Granny Weatherwax: “No. It ain’t. When people say things are a lot more complicated than that, they means they’re getting worried that they won’t like the truth. People as things, that’s where it starts.”
Mightily Oats: “Oh, I’m sure there are worse crimes–”
Granny Weatherwax: “But they starts with thinking about people as things…”•People as things•
I always loved the line from the Hogfather mentioned above, but one that usually sticks out more to me from the same book is Susan’s reminder that “Someone should do something” isn’t at all helpful if you’re not gonna end it with “and that someone is me”
because nothing gets done if everyone just sits around thinking “someone should fix this” but no one actually gets up and tries to fix it
I’ll also add another one of my favorites from Feet of Clay which is “Someone’s got to speak for them that have no voices” [I’m probably misquoting slightly but that’s the core of it] and on a larger scale is that the same book gives a voice to one of those voiceless- instead of JUST speaking for [over] them, one of the voiceless gets a voice of their own and a platform to speak from which is so important on so many levels
“A watchman is a civilian, you inbred streak of piss!’
Just like that, in one angry line, Commander Sam Vimes defines what a police officer is and by extension how they should act. A watchman is not a soldier, and therefor can (should) never act like one.
Vimes remains one of my favourite voices in the whole Discworld canon.
It was much better to imagine men in some smoky room somewhere, made mad
and cynical by privilege and power, plotting over the brandy.

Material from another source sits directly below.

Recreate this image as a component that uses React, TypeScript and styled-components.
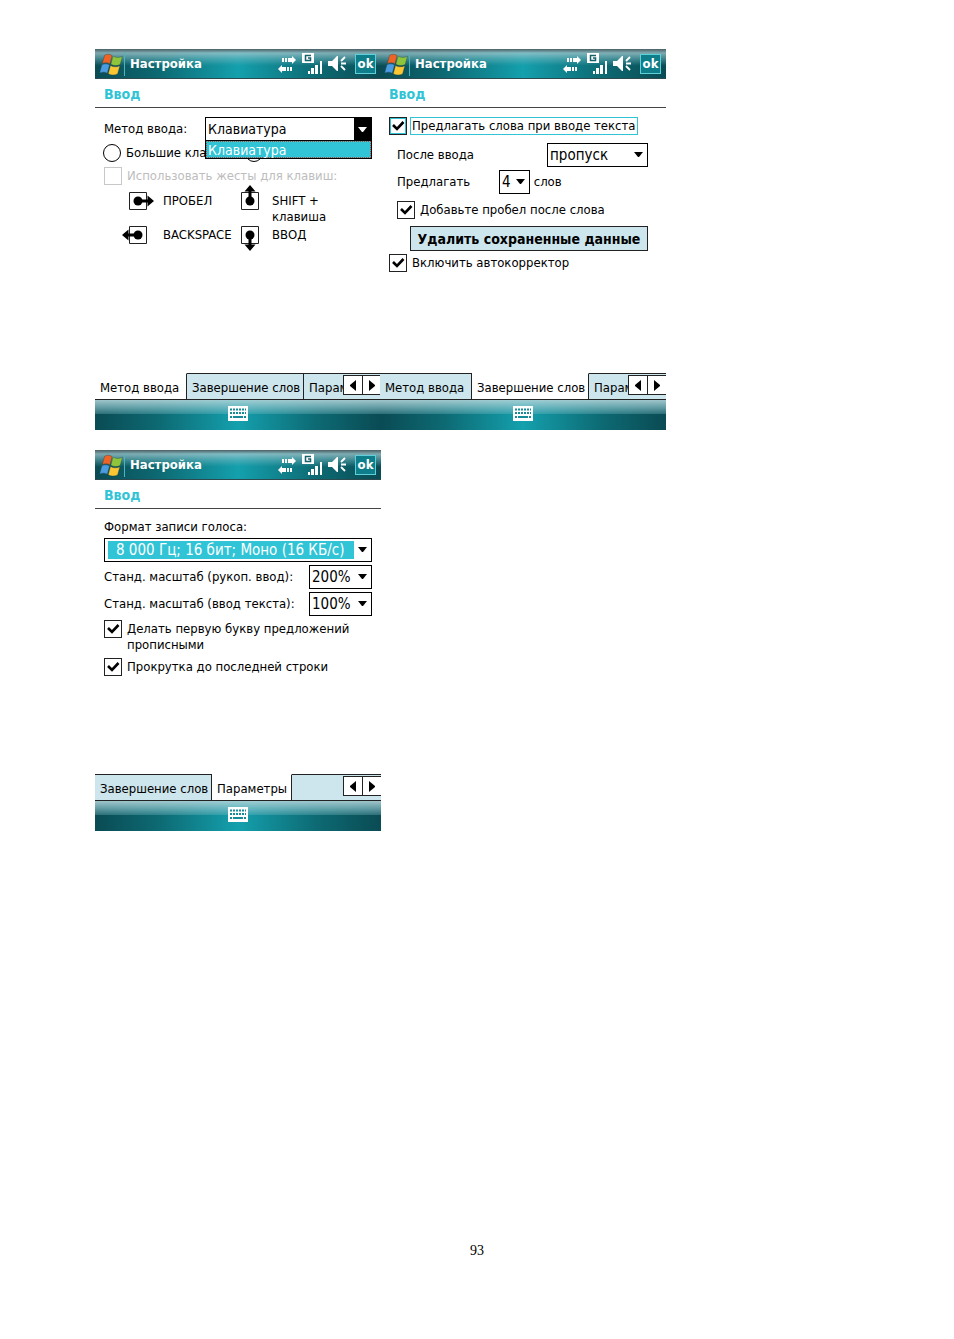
import React, { useId } from 'react';
import styled, { createGlobalStyle } from 'styled-components';

const GlobalStyle = createGlobalStyle`
  *, *::before, *::after { box-sizing: border-box; }
  body { margin: 0; background: #fff; }
  button, select, input { font: inherit; color: inherit; margin: 0; }
`;

const cyan = '#30c4d6';
const pale = '#cde5ec';
const barFill = 'linear-gradient(90deg, #0a4b54 0%, #0d6972 22%, #14a0ad 50%, #0d6972 78%, #0a4b54 100%)';
const uiFont = '"DejaVu Sans Condensed", "DejaVu Sans", sans-serif';

const Page = styled.main`
  display: flex;
  flex-direction: column;
  min-height: 100vh;
  padding: 49px 95px 79px;
  color: #000;
  font: 13px/16px ${uiFont};
`;

const Row = styled.div`
  display: flex;
  margin-bottom: 20px;
`;

const Screen = styled.section`
  display: flex;
  flex-direction: column;
  flex: 0 1 286px;
  min-width: 0;
  background: #fff;

  & + & { margin-left: -1px; }
`;

const TitleBar = styled.header`
  display: flex;
  align-items: center;
  height: 30px;
  padding: 0 5px 0 3px;
  color: #fff;
  border-bottom: 1px solid #2d4a50;
  background:
    linear-gradient(180deg, #4b6065 0%, rgba(165, 200, 206, 0.75) 14%, rgba(120, 185, 193, 0.5) 34%, rgba(90, 170, 180, 0.15) 52%, rgba(255, 255, 255, 0) 58%),
    ${barFill};
`;

const Title = styled.h1`
  flex: 1;
  margin: 0 0 0 1px;
  padding-left: 5px;
  border-left: 1px solid #4fb3bd;
  font: bold 13px/24px ${uiFont};
`;

const StatusIcons = styled.div`
  display: flex;
  align-items: center;
  gap: 6px;
  margin-right: 8px;
`;

const OkButton = styled.button`
  width: 21px;
  height: 20px;
  padding: 0;
  border: 1px solid #5fd0da;
  background: #0e7f8a;
  color: #fff;
  font-weight: bold;
  font-size: 13px;
  line-height: 16px;
`;

const Heading = styled.h2`
  height: 29px;
  margin: 0;
  padding-left: 9px;
  border-bottom: 1px solid #444;
  color: ${cyan};
  font: bold 14px/30px ${uiFont};
`;

const Body = styled.div`
  display: flex;
  flex-direction: column;
  height: 265px;
  padding: 9px 9px 0;
`;

const Line = styled.div<{ $h?: number; $indent?: number; $top?: boolean }>`
  display: flex;
  align-items: ${p => (p.$top ? 'flex-start' : 'center')};
  min-height: ${p => p.$h ?? 24}px;
  padding-left: ${p => p.$indent ?? 0}px;
  white-space: nowrap;
`;

const FieldLabel = styled.label<{ $w?: number }>`
  flex: 0 0 ${p => (p.$w ? p.$w + 'px' : 'auto')};
`;

const SelectBox = styled.span<{ $w?: number }>`
  position: relative;
  display: flex;
  flex: ${p => (p.$w ? `0 0 ${p.$w}px` : '1')};
  height: 24px;
  border: 1px solid #000;
  background: #fff;
`;

const NativeSelect = styled.select<{ $selected?: boolean; $open?: boolean }>`
  appearance: none;
  flex: 1;
  min-width: 0;
  border: 0;
  border-radius: 0;
  outline: 0;
  margin: ${p => (p.$selected ? '2px 0 2px 3px' : '0')};
  padding: 0 0 0 ${p => (p.$selected ? 8 : 2)}px;
  color: ${p => (p.$selected ? '#fff' : '#000')};
  background: ${p => (p.$selected ? cyan : 'transparent')};
  font-size: ${p => (p.$open ? 14 : 15)}px;
  line-height: 18px;
`;

const ArrowCell = styled.span<{ $open?: boolean }>`
  display: flex;
  align-items: center;
  justify-content: center;
  flex: 0 0 17px;
  color: ${p => (p.$open ? '#fff' : '#000')};
  background: ${p => (p.$open ? '#000' : 'transparent')};
  pointer-events: none;
`;

const Options = styled.ul`
  position: absolute;
  z-index: 1;
  top: 22px;
  left: -1px;
  right: -1px;
  margin: 0;
  padding: 0;
  border: 1px solid #000;
  list-style: none;
`;

const Option = styled.li`
  height: 17px;
  padding-left: 1px;
  border: 1px dotted #b0483c;
  background: ${cyan};
  color: #fff;
  font-size: 14px;
  line-height: 16px;
`;

const CheckLabel = styled.label<{ $disabled?: boolean; $framed?: boolean }>`
  display: flex;
  align-items: flex-start;
  gap: ${p => (p.$framed ? 3 : 5)}px;
  color: ${p => (p.$disabled ? '#bdbdbd' : '#000')};
  line-height: 16px;
`;

const Box = styled.span`
  position: relative;
  display: grid;
  flex: 0 0 18px;
  height: 18px;

  svg {
    position: absolute;
    inset: 0;
    pointer-events: none;
  }
  input:not(:checked) + svg { display: none; }
`;

const Tick = styled.input<{ $focus?: boolean }>`
  appearance: none;
  width: 18px;
  height: 18px;
  border: 1px solid ${p => (p.disabled ? '#c8c8c8' : '#222')};
  background: #fff;
  box-shadow: ${p => (p.$focus ? `inset 0 0 0 1px ${cyan}` : 'none')};
`;

const Radio = styled.input`
  appearance: none;
  flex: 0 0 18px;
  width: 18px;
  height: 18px;
  border: 1px solid #000;
  border-radius: 50%;
  background: #fff;
`;

const LabelText = styled.span<{ $framed?: boolean }>`
  padding: ${p => (p.$framed ? '0 1px' : '1px 0 0')};
  border: ${p => (p.$framed ? `1px solid ${cyan}` : '0')};
`;

const RadioRow = styled.div`
  display: grid;
  grid-template-columns: 102px 1fr;
  column-gap: 40px;
  align-items: center;
  height: 23px;
  margin-left: -1px;
  white-space: nowrap;
`;

const Gestures = styled.dl`
  display: grid;
  grid-template-columns: 43px 69px 40px 1fr;
  grid-template-rows: 34px 34px;
  margin: 0 0 0 16px;
`;

const GestureIcon = styled.dt`
  height: 34px;

  svg { overflow: visible; }
`;

const GestureName = styled.dd`
  margin: 0;
  padding-top: 6px;
  line-height: 16px;
  white-space: nowrap;
`;

const WideButton = styled.button`
  width: 238px;
  height: 25px;
  margin: 2px 0 0 21px;
  padding: 0;
  border: 1px solid #222;
  background: ${pale};
  font-weight: bold;
  font-size: 14px;
  line-height: 20px;
  white-space: nowrap;
`;

const TabStrip = styled.nav`
  position: relative;
  display: flex;
  height: 27px;
  overflow: hidden;
  border-bottom: 1px solid #222;
  background: ${pale};
`;

const Tab = styled.button<{ $active?: boolean; $w: number }>`
  flex: 0 0 ${p => p.$w}px;
  height: 26px;
  padding: 2px 0 0 5px;
  border: 0;
  border-top: 1px solid ${p => (p.$active ? '#fff' : '#222')};
  border-right: 1px solid #222;
  background: ${p => (p.$active ? '#fff' : pale)};
  text-align: left;
  white-space: nowrap;
`;

const TabFill = styled.span`
  flex: 1;
  border-top: 1px solid #222;
`;

const Scroller = styled.div`
  position: absolute;
  top: 2px;
  right: 0;
  display: flex;
`;

const ScrollButton = styled.button`
  display: grid;
  place-items: center;
  width: 20px;
  height: 20px;
  padding: 0;
  border: 1px solid #222;
  background: #fff;

  & + & { width: 19px; margin-left: -1px; border-right: 0; }
`;

const BottomBar = styled.footer`
  display: flex;
  align-items: flex-start;
  justify-content: center;
  height: 30px;
  padding-top: 6px;
  background:
    linear-gradient(180deg, rgba(175, 210, 215, 0.9) 0%, rgba(150, 200, 207, 0.65) 24%, rgba(120, 185, 193, 0.35) 45%, rgba(255, 255, 255, 0) 46%),
    ${barFill};
`;

const KeyboardButton = styled.button`
  display: block;
  width: 20px;
  height: 15px;
  padding: 0;
  border: 0;
  background: none;
`;

const PageNumber = styled.footer`
  margin-top: auto;
  text-align: center;
  font: 14px/18px "Liberation Serif", serif;
`;

const Flag = () => (
  <svg width="25" height="26" viewBox="1 1 21 22" aria-hidden="true">
    <g stroke="#16363c" strokeOpacity=".45" strokeWidth=".6">
      <path d="M6.500 4.600c2.200-1.200 4.500-1.100 6.300.3l-1.800 7c-2-1.300-4.100-1.300-6.500-.2z" fill="#ef6327" />
      <path d="M13.600 5.300c2.600 1.500 5 1.500 8 .1l-1.900 7c-2.700 1.300-5.300 1.200-7.900-.2z" fill="#8fc53b" />
      <path d="M4.200 12.700c2.300-1.200 4.500-1 6.500.2l-1.900 7c-1.900-1.300-4-1.300-6.500-.2z" fill="#4b9be0" />
      <path d="M11.500 13.300c2.600 1.500 5 1.400 7.900.1l-1.900 7c-2.700 1.400-5.300 1.200-7.900-.1z" fill="#fbc632" />
    </g>
  </svg>
);

const SyncIcon = () => (
  <svg width="18" height="18" viewBox="0 -2 18 18" fill="#fff" aria-hidden="true">
    <path d="M4 1h2v4H4zM7 1h2v4H7zM10 1h4v-2l4 4-4 4V5h-4z" />
    <path d="M14 10h-2v4h2zM11 10H9v4h2zM8 10H4V8l-4 4 4 4v-2h4z" />
  </svg>
);

const SignalIcon = () => (
  <svg width="20" height="21" viewBox="0 0 20 21" aria-hidden="true">
    <path d="M0 0h12v10H0z" fill="#fff" />
    <path d="M9 2.500H3.500v5H8.500V5H6" fill="none" stroke="#17616b" strokeWidth="1.500" />
    <path d="M6 18h2v3H6zM9 15h3v6H9zM13 12h3v9h-3zM18 8h2v13h-2z" fill="#fff" />
  </svg>
);

const SpeakerIcon = () => (
  <svg width="19" height="17" viewBox="0 0 19 17" aria-hidden="true">
    <path d="M0 6h4l5-5h1v15H9l-5-5H0z" fill="#fff" />
    <path d="M13 6l4-4M13 8.500h5M13 11l4 4" stroke="#fff" strokeWidth="1.800" />
  </svg>
);

const DownArrow = () => (
  <svg width="9" height="5" viewBox="0 0 9 5" fill="currentColor" aria-hidden="true">
    <path d="M0 0h9L5 5H4z" />
  </svg>
);

const SideArrow = ({ left }: { left?: boolean }) => (
  <svg width="6" height="11" viewBox="0 0 6 11" aria-hidden="true">
    <path d={left ? 'M6 0v11L0 6V5z' : 'M0 0v11l6-5V5z'} />
  </svg>
);

const KeyboardIcon = () => (
  <svg width="20" height="15" viewBox="0 0 20 15" aria-hidden="true">
    <path d="M0 0h20v15H0z" fill="#fff" />
    <path d="M2 3.500h16M2 7h16" stroke="#168b97" strokeWidth="2" strokeDasharray="2 1" />
    <path d="M2 11h2M5 11h10M16 11h2" stroke="#168b97" strokeWidth="2" />
  </svg>
);

const rotations = { right: 0, down: 90, left: 180, up: 270 };

const GestureGlyph = ({ dir }: { dir: keyof typeof rotations }) => (
  <svg width="36" height="28" viewBox="0 3 36 28" aria-hidden="true">
    <path d="M9.500 8.500h17v17h-17z" fill="#fff" stroke="#222" />
    <g transform={`rotate(${rotations[dir]} 18 17)`}>
      <circle cx="18" cy="17" r="4.500" />
      <path d="M18 15.500h9.500V11.500L34 17l-6.500 5.500V18.500H18z" />
    </g>
  </svg>
);

const CheckMark = () => (
  <svg width="18" height="18" viewBox="0 0 18 18" aria-hidden="true">
    <path d="M4 8l4 4 6.500-7" fill="none" stroke="#000" strokeWidth="2.600" />
  </svg>
);

type CheckProps = {
  children: React.ReactNode;
  checked?: boolean;
  disabled?: boolean;
  framed?: boolean;
};

const Check = ({ children, checked, disabled, framed }: CheckProps) => (
  <CheckLabel $disabled={disabled} $framed={framed}>
    <Box>
      <Tick type="checkbox" defaultChecked={checked} disabled={disabled} $focus={framed} />
      <CheckMark />
    </Box>
    <LabelText $framed={framed}>{children}</LabelText>
  </CheckLabel>
);

type SelectProps = { id: string; value: string; width?: number; open?: boolean; selected?: boolean };

const Select = ({ id, value, width, open, selected }: SelectProps) => (
  <SelectBox $w={width}>
    <NativeSelect id={id} $selected={selected} $open={open}>
      <option>{value}</option>
    </NativeSelect>
    <ArrowCell $open={open}><DownArrow /></ArrowCell>
    {open && (
      <Options role="listbox">
        <Option role="option" aria-selected="true">{value}</Option>
      </Options>
    )}
  </SelectBox>
);

type TabInfo = { name: string; width: number; active?: boolean };

const Device = ({ tabs, fill, children }: { tabs: TabInfo[]; fill?: boolean; children: React.ReactNode }) => (
  <Screen>
    <TitleBar>
      <Flag />
      <Title>Настройка</Title>
      <StatusIcons>
        <SyncIcon />
        <SignalIcon />
        <SpeakerIcon />
      </StatusIcons>
      <OkButton>ok</OkButton>
    </TitleBar>
    <Heading>Ввод</Heading>
    <Body>{children}</Body>
    <TabStrip>
      {tabs.map(t => (
        <Tab key={t.name} $w={t.width} $active={t.active}>{t.name}</Tab>
      ))}
      {fill && <TabFill />}
      <Scroller>
        <ScrollButton aria-label="Назад"><SideArrow left /></ScrollButton>
        <ScrollButton aria-label="Вперед"><SideArrow /></ScrollButton>
      </Scroller>
    </TabStrip>
    <BottomBar>
      <KeyboardButton aria-label="Клавиатура"><KeyboardIcon /></KeyboardButton>
    </BottomBar>
  </Screen>
);

const InputMethod = () => {
  const id = useId();
  return (
    <Device tabs={[
      { name: 'Метод ввода', width: 92, active: true },
      { name: 'Завершение слов', width: 117 },
      { name: 'Параметры', width: 80 },
    ]}>
      <Line>
        <FieldLabel htmlFor={id} $w={101}>Метод ввода:</FieldLabel>
        <Select id={id} value="Клавиатура" open />
      </Line>
      <RadioRow>
        <CheckLabel>
          <Radio type="radio" name="keys" />
          <LabelText>Большие кла</LabelText>
        </CheckLabel>
        <Radio type="radio" name="keys" aria-label="Маленькие клавиши" />
      </RadioRow>
      <Line $h={23}><Check disabled>Использовать жесты для клавиш:</Check></Line>
      <Gestures>
        <GestureIcon><GestureGlyph dir="right" /></GestureIcon>
        <GestureName>ПРОБЕЛ</GestureName>
        <GestureIcon><GestureGlyph dir="up" /></GestureIcon>
        <GestureName>SHIFT +<br />клавиша</GestureName>
        <GestureIcon><GestureGlyph dir="left" /></GestureIcon>
        <GestureName>BACKSPACE</GestureName>
        <GestureIcon><GestureGlyph dir="down" /></GestureIcon>
        <GestureName>ВВОД</GestureName>
      </Gestures>
    </Device>
  );
};

const WordCompletion = () => {
  const after = useId();
  const count = useId();
  return (
    <Device tabs={[
      { name: 'Метод ввода', width: 92 },
      { name: 'Завершение слов', width: 117, active: true },
      { name: 'Параметры', width: 80 },
    ]}>
      <Line $top><Check checked framed>Предлагать слова при вводе текста</Check></Line>
      <Line $h={27} $indent={8}>
        <FieldLabel htmlFor={after} $w={150}>После ввода</FieldLabel>
        <Select id={after} value="пропуск" width={101} />
      </Line>
      <Line $h={27} $indent={8}>
        <FieldLabel htmlFor={count} $w={102}>Предлагать</FieldLabel>
        <Select id={count} value="4" width={31} />
        &nbsp;слов
      </Line>
      <Line $h={29} $indent={8}><Check checked>Добавьте пробел после слова</Check></Line>
      <WideButton>Удалить сохраненные данные</WideButton>
      <Line><Check checked>Включить автокорректор</Check></Line>
    </Device>
  );
};

const Parameters = () => {
  const format = useId();
  const pen = useId();
  const text = useId();
  return (
    <Device fill tabs={[
      { name: 'Завершение слов', width: 117 },
      { name: 'Параметры', width: 80, active: true },
    ]}>
      <Line $h={18}><FieldLabel htmlFor={format}>Формат записи голоса:</FieldLabel></Line>
      <Line $h={27}><Select id={format} value="8 000 Гц; 16 бит; Моно (16 КБ/с)" selected /></Line>
      <Line $h={27}>
        <FieldLabel htmlFor={pen} $w={205}>Станд. масштаб (рукоп. ввод):</FieldLabel>
        <Select id={pen} value="200%" />
      </Line>
      <Line $h={27}>
        <FieldLabel htmlFor={text} $w={205}>Станд. масштаб (ввод текста):</FieldLabel>
        <Select id={text} value="100%" />
      </Line>
      <Line $h={38}><Check checked>Делать первую букву предложений<br />прописными</Check></Line>
      <Line><Check checked>Прокрутка до последней строки</Check></Line>
    </Device>
  );
};

export default function App() {
  return (
    <>
      <GlobalStyle />
      <Page>
        <Row>
          <InputMethod />
          <WordCompletion />
        </Row>
        <Row>
          <Parameters />
        </Row>
        <PageNumber>93</PageNumber>
      </Page>
    </>
  );
}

You had
to cling to this sort of image, because if you didn’t then you might
have to face the fact that bad things happened because ordinary people,
the kind who brushed the dog and told their children bedtime stories,
were capable then of going out and doing horrible things to other
ordinary people. It was much easier to blame it on Them. It was bleakly
depressing to think that They were Us. If it was Them, then nothing was
anyone’s fault. If it was Us, what did that make Me?